= Benamar Benatta =

Algerian refugee

Benamar "Ben" Benatta is an Algerian refugee claimant living in Canada.
On September 12, 2001, the day following the September 11 attacks in 2001, Benatta was turned over to United States authorities by Canada border guards, and was held in detention for nearly five years despite having been cleared of suspicions of terrorist activities by the Federal Bureau of Investigation.

==Life==
Benatta was a Lieutenant in the Algerian Air Force and was sent to the United States on a 6-month visa in December 2000 to attend training seminars in Baltimore at the military conglomerate Northrop Grumman as part of a military exchange program.

He did not return to Algeria at the end of the course, reporting that he feared for his life due to threats from terrorists and from the military. Between June 2001, when his visa expired, and September 2001 he lived in New York City with an Orthodox Jew as a roommate.

==Entry to Canada, arrest==
On September 5, 2001, he travelled to Buffalo, where he crossed the Peace Bridge into Canada and applied for refugee status. He was detained by Canada border officials who declared him a person of interest and were apparently concerned about his mental health. Six days after his detention, the events of September 11, 2001, took place and that evening he was questioned by US security officials.

Canada immigration officials illegally transferred him over the border to US officials on September 12, 2001, and he was moved to a holding cell in upstate New York and then to a high-security detention centre in Brooklyn and then to one in Buffalo. He said he was kept in solitary confinement and alleged that he was tortured and humiliated while in US custody. He has reported that officials shackled his wrists and feet, tied his chest with a chain, and denied him sleep. He was not given access to a lawyer until late April 2002. In 2004, the United Nations Working Group on Arbitrary Detention said that the treatment of Benatta "could be described as torture" and found that his detention was arbitrary.
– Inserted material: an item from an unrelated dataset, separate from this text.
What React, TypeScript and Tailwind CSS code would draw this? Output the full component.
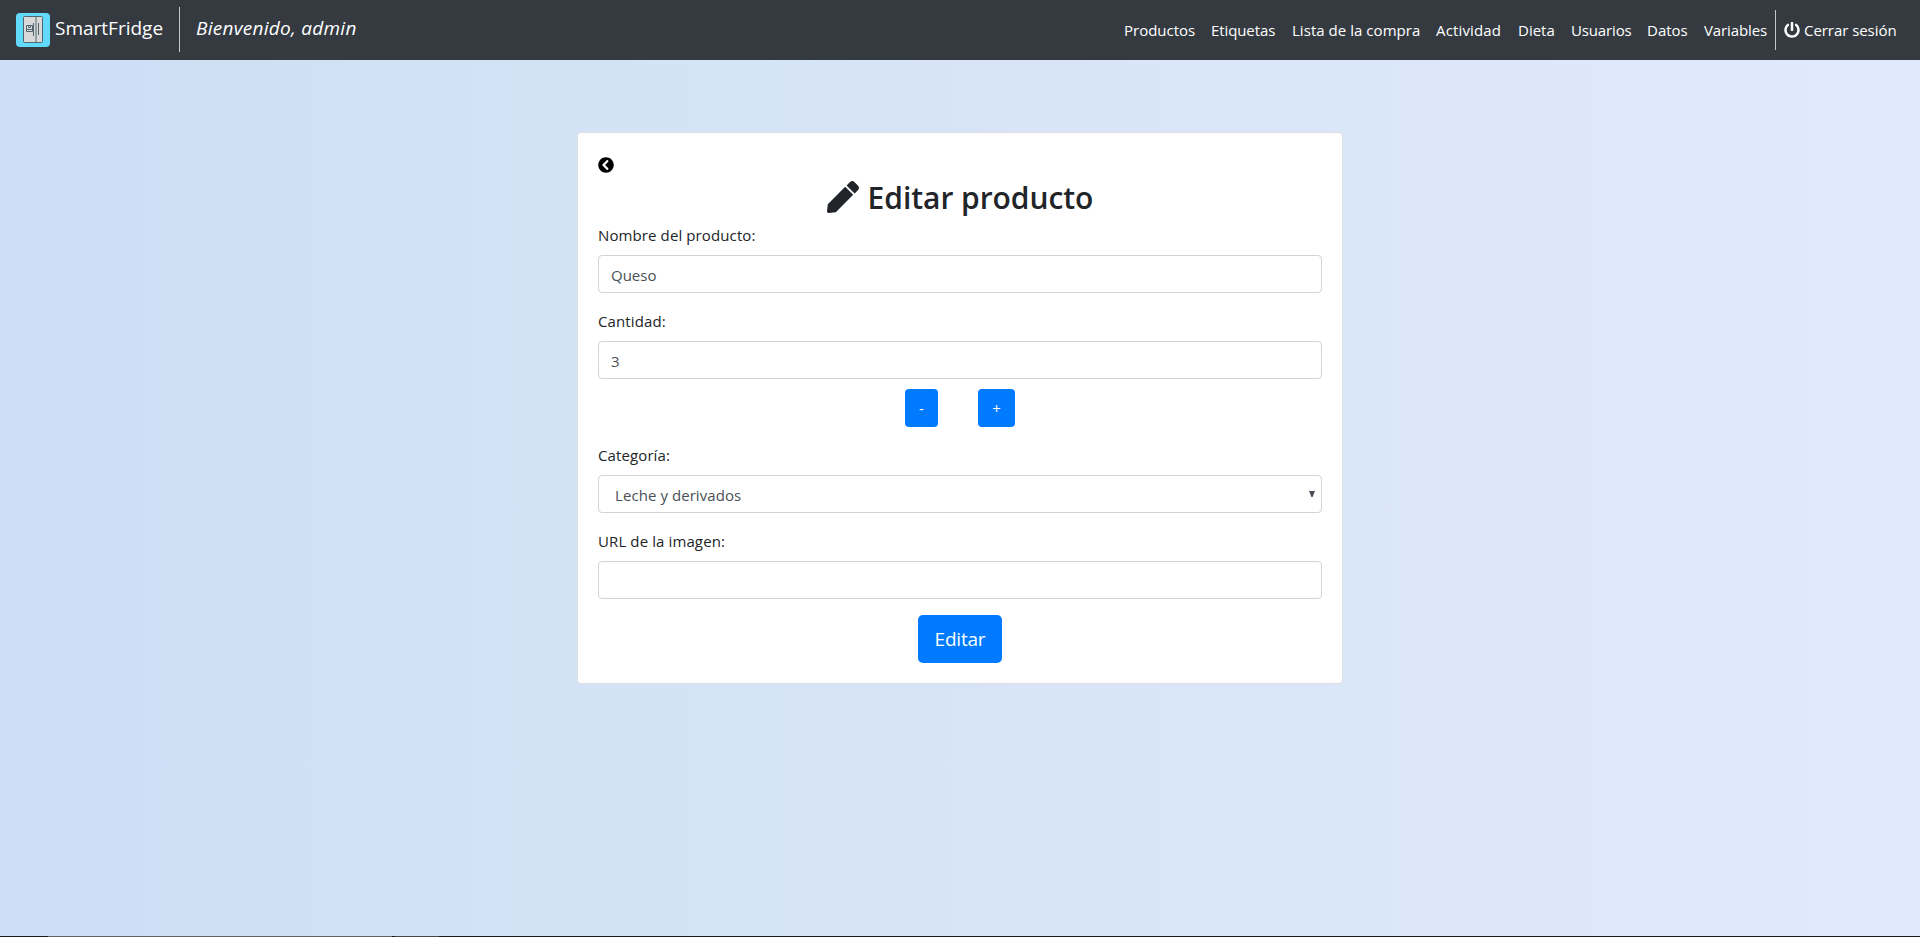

On November 15, 2001, American law enforcement officials determined that Benatta had no ties to terrorism. However, he remained in detention, as in December 2001, he was charged with carrying false identification papers, though he was not informed of the charges until April 2002, nor offered access to a lawyer. He was offered a plea bargain that would have meant a six-month sentence, and a fairly quick release, but decided to fight the charges: "I'm not a criminal. Never," Benatta said.

These charges were dropped in 2003 following a highly critical report by a U.S. federal magistrate who reproved federal prosecutors, the FBI and immigration agents, saying that they had used a "sham" to justify their actions in detaining Benatta, including ignoring legal deadlines designed to protect constitutional rights and providing explanations for their behaviour that "bordered on ridiculousness". "The defendant in this case undeniably was deprived of his liberty," the magistrate, Judge H. Kenneth Schroeder Jr. wrote, "and held in custody under harsh conditions which can be said to be oppressive." To detain Benatta longer "would be to join in the charade that has been perpetrated."

Benatta was transferred to immigration detention, where he continued to be detained as he went through a series of immigration reviews and appeals.
On July 20, 2006 American officials handed Benatta back to Canadian immigration officials, following high-level negotiations between Canada and the U.S. which resulted in the Government of Canada offering him temporary residence while he sought refugee status.
The Los Angeles Times reported that Benatta had been held for a total of 1,780 days, holding the distinction of being held without charge longer than any other suspect in the US.

The Los Angeles Times quoted Benatta:
I say to myself from time to time, maybe what happened ... it was some kind of dream. I never believed things like that could happen in the United States.

Benetta is living in Toronto while awaiting determination of his refugee claim. In April 2007, he sought an explanation from the Government of Canada about why he was transferred to the United States on September 12, 2001.

Michael A. Battle, the prosecutor involved in his incarceration, has since been promoted to "Director of the Executive Office for United States Attorneys".